Exercise
Pull out each line of the data that includes the word "React".

Records provided
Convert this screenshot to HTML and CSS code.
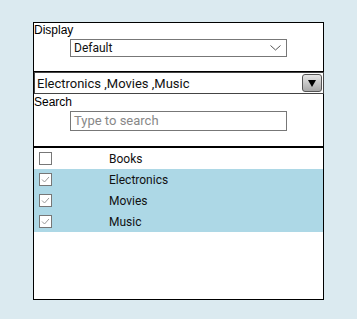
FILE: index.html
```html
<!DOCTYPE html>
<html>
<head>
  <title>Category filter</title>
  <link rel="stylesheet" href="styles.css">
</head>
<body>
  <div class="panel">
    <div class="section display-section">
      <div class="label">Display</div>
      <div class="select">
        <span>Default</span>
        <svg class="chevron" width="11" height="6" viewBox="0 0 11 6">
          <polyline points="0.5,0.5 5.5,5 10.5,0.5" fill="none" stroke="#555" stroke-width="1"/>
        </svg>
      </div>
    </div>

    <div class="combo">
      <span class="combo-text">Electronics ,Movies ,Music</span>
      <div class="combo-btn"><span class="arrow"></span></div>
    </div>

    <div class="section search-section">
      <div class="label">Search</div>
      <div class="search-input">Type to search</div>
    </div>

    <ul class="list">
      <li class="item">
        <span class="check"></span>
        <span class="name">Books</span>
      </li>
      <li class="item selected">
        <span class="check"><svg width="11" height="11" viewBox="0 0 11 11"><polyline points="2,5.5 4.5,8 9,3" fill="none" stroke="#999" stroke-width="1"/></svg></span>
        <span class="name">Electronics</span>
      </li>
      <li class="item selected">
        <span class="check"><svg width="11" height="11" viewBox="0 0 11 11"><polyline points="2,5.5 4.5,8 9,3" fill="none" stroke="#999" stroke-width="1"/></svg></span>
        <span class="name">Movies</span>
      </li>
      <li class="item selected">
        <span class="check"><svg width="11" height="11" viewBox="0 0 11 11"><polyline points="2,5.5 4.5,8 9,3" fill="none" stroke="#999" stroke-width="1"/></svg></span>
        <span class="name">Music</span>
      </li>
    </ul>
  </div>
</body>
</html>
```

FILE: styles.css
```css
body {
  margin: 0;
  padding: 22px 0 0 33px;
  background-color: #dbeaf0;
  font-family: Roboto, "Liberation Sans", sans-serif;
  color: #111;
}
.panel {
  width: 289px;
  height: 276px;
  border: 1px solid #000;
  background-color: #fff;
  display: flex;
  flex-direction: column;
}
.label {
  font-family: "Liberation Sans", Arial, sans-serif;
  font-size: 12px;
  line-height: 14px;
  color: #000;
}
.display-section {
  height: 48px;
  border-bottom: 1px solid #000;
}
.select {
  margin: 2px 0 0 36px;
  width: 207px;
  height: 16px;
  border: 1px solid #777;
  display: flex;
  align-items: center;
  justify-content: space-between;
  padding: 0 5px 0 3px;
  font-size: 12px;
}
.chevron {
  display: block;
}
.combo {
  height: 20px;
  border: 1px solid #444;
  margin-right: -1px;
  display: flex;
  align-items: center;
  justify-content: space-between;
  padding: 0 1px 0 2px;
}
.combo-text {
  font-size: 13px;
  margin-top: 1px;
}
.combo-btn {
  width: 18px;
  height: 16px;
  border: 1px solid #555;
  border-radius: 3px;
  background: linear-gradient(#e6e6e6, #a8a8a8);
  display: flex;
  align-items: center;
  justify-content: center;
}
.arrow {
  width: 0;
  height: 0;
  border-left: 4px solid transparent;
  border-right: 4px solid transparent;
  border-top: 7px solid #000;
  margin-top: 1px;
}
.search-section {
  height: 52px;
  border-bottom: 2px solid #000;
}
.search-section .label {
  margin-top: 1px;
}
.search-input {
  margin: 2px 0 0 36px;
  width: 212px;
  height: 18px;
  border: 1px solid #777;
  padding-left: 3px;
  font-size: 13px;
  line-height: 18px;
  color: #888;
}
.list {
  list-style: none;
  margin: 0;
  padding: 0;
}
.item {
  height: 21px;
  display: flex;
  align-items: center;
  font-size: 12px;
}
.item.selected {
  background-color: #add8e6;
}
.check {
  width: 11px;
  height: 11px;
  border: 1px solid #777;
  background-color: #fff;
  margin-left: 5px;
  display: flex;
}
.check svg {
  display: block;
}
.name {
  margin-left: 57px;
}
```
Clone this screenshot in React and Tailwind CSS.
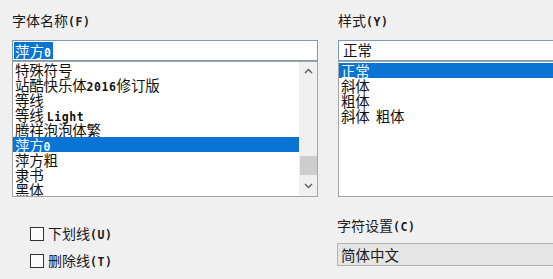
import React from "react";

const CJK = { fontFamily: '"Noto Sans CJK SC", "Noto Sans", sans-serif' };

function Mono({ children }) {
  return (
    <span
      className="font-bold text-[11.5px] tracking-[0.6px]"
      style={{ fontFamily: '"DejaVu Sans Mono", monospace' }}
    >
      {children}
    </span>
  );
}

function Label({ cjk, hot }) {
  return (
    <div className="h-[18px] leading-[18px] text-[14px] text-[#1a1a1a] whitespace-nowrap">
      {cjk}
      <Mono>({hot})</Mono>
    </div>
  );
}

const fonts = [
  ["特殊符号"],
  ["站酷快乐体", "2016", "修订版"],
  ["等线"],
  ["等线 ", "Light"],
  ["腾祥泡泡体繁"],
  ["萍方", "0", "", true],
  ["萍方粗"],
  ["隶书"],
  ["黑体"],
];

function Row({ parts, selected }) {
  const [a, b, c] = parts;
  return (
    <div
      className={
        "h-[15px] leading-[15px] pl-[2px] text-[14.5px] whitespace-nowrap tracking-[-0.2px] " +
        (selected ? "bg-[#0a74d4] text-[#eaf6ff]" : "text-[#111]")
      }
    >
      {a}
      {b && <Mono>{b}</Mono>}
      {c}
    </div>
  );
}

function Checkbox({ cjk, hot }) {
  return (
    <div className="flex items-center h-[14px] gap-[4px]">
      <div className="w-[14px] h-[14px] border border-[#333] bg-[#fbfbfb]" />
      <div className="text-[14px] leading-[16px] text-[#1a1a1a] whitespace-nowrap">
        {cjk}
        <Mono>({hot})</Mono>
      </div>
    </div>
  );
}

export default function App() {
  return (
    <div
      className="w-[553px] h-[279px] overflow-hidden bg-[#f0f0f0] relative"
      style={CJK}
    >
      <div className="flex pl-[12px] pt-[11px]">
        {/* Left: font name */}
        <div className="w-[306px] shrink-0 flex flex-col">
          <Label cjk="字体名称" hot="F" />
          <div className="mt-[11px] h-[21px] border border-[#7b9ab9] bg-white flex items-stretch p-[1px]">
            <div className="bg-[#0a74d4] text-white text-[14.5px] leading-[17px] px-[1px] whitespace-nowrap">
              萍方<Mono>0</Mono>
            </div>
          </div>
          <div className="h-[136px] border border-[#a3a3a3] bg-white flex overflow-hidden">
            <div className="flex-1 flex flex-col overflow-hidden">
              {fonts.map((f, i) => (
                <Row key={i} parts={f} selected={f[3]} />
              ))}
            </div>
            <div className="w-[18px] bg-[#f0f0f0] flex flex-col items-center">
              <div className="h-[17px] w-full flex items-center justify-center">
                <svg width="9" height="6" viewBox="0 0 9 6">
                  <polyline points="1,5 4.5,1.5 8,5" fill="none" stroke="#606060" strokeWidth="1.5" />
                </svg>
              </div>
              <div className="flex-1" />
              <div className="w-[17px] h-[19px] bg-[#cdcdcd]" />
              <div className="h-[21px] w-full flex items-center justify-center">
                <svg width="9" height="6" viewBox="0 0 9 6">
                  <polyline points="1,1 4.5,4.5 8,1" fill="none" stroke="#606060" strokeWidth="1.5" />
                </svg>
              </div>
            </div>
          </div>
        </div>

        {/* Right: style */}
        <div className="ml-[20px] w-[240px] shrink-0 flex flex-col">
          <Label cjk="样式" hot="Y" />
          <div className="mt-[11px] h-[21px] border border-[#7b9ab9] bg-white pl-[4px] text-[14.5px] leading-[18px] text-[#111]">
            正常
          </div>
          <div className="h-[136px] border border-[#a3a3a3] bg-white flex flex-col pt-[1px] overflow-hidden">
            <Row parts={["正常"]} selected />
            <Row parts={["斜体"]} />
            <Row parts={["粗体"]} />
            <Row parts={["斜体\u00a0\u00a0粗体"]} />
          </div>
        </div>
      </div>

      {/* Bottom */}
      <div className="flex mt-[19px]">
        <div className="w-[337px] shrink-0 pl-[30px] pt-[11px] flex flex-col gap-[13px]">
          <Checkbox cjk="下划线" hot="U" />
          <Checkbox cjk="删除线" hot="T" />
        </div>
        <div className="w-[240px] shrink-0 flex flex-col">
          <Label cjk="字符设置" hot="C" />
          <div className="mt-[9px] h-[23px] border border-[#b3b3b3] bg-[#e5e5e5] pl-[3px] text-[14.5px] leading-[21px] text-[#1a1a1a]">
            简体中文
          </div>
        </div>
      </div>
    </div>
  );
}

--

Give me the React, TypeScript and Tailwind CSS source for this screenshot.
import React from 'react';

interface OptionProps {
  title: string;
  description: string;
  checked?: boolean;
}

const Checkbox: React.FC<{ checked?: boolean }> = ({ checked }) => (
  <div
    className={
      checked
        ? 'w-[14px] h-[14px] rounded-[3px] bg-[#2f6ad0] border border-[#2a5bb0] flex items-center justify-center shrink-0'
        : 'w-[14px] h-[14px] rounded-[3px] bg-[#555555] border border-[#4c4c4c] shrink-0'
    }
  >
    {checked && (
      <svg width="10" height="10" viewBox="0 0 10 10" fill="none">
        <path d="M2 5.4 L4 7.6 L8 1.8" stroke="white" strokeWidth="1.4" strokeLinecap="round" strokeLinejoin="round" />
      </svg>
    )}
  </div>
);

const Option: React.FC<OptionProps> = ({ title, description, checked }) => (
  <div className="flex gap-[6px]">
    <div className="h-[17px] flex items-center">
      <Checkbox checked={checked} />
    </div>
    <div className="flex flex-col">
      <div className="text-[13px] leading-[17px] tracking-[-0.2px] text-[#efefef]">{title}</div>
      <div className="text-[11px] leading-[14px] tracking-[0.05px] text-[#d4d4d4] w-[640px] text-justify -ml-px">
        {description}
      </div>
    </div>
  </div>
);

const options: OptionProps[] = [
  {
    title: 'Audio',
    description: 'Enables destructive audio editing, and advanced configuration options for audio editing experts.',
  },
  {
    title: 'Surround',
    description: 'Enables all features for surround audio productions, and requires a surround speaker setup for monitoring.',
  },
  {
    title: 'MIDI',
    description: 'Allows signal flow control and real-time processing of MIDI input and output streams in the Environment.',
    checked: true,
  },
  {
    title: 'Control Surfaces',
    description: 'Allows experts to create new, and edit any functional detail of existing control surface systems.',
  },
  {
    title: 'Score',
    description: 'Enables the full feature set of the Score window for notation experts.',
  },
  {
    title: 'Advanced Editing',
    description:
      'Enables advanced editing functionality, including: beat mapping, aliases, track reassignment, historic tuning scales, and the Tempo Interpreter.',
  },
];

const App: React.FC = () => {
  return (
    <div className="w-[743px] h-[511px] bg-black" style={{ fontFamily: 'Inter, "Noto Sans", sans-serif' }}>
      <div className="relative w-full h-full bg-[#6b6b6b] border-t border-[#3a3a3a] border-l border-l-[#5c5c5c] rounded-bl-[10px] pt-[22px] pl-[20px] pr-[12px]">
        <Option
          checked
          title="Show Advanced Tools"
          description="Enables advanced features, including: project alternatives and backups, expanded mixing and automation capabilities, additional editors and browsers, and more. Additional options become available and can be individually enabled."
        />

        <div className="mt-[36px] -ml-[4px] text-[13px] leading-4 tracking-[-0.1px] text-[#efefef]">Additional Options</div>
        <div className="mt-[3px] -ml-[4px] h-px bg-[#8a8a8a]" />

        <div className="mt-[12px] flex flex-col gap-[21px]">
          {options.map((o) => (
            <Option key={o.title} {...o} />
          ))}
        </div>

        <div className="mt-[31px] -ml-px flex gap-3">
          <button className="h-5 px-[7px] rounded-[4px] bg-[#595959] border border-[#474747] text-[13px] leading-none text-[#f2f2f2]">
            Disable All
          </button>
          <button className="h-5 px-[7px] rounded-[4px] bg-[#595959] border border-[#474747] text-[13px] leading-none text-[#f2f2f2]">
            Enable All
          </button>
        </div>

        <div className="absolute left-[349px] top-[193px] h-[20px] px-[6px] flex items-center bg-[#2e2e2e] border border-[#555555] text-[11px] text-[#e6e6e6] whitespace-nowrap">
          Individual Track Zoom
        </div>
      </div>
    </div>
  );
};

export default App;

Full output
Clone this screenshot in React and Tailwind CSS.
import React from "react";
Give me the React, TypeScript and Tailwind CSS source for this screenshot.
import React from 'react';
const Checkbox: React.FC<{ checked?: boolean }> = ({ checked }) => (
const Option: React.FC<OptionProps> = ({ title, description, checked }) => (
const App: React.FC = () => {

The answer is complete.